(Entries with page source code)
════════

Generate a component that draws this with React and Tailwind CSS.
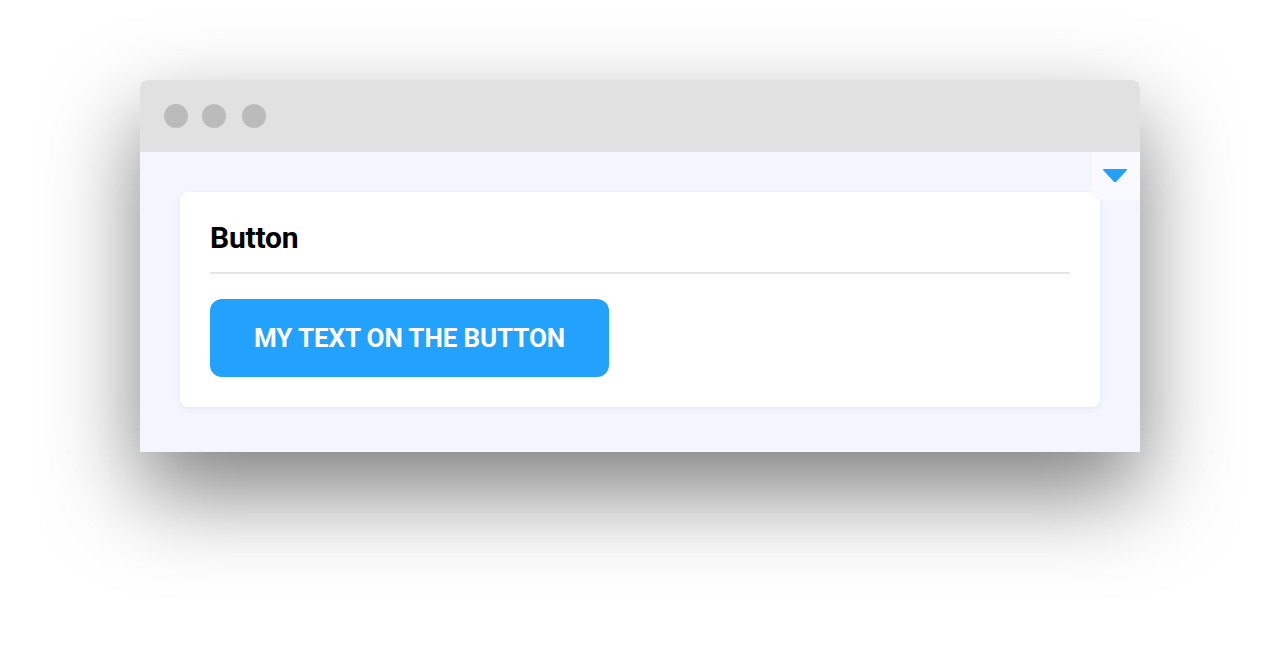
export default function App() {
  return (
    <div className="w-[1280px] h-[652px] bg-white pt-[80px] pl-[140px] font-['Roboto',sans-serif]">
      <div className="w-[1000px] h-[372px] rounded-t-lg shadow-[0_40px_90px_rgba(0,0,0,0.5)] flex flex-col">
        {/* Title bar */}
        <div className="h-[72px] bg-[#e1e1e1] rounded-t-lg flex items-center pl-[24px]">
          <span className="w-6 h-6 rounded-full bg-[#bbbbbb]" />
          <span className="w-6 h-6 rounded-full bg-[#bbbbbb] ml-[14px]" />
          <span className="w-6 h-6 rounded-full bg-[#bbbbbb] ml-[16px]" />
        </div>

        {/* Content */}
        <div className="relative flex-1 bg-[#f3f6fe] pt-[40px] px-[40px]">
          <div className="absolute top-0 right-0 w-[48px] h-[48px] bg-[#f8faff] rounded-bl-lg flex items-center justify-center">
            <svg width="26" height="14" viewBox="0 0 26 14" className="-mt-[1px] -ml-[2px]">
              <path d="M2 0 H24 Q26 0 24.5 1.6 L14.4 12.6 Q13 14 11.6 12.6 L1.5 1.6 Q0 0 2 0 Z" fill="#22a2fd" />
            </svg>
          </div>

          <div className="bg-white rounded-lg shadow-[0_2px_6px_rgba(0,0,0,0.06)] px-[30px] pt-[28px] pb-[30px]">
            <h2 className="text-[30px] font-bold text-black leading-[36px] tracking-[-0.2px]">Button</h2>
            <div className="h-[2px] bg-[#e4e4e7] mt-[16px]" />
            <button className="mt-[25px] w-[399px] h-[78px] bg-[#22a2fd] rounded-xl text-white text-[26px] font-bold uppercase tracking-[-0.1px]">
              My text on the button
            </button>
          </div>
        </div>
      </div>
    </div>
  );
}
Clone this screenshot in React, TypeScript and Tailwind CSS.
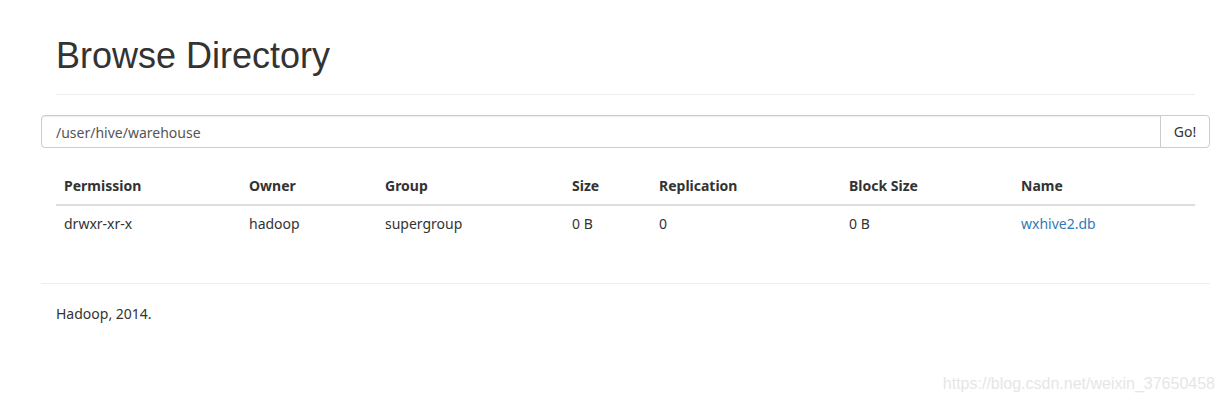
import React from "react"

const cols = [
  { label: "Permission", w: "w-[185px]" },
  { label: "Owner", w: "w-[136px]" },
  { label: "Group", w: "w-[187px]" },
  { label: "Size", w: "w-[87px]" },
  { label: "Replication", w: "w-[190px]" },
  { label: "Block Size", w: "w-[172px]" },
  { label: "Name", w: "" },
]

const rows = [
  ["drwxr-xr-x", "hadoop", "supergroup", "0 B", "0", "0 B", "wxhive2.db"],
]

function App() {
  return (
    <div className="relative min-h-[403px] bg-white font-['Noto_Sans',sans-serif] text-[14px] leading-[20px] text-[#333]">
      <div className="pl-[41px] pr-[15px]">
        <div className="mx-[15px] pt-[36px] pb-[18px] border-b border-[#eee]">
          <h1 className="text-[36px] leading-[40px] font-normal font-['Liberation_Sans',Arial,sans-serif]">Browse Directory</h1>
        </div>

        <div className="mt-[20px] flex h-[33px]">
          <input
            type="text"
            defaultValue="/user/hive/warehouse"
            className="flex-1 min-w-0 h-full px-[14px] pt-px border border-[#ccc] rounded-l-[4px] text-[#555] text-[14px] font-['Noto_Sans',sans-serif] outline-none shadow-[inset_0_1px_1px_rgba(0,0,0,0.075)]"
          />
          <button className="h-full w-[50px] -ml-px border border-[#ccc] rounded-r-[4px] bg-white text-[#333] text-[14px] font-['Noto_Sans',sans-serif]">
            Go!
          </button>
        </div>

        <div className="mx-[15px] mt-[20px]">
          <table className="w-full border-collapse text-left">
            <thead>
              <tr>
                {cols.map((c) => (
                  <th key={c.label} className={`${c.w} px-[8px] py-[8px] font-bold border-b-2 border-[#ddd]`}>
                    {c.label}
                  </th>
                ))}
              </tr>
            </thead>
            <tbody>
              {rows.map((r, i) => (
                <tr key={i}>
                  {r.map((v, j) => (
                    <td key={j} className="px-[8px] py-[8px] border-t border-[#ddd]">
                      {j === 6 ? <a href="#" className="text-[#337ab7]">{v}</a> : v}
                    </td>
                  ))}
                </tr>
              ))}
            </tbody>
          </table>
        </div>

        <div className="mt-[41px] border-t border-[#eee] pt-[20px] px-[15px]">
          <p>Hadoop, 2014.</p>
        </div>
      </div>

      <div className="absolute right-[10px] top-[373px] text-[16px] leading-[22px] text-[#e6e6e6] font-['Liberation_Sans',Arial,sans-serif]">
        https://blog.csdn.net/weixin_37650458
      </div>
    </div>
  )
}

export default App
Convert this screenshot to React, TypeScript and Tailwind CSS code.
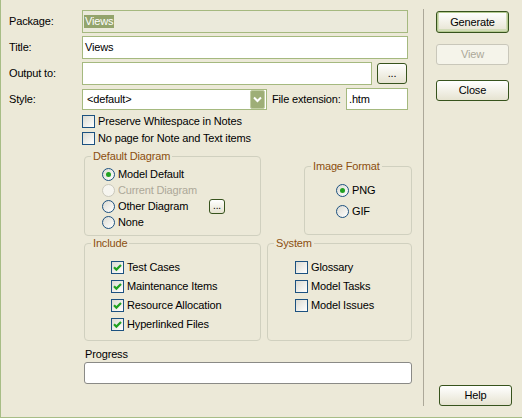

════════

Your task: Work out how many lines of the data hold the string "this". Reply with that number alone.

Written response: 3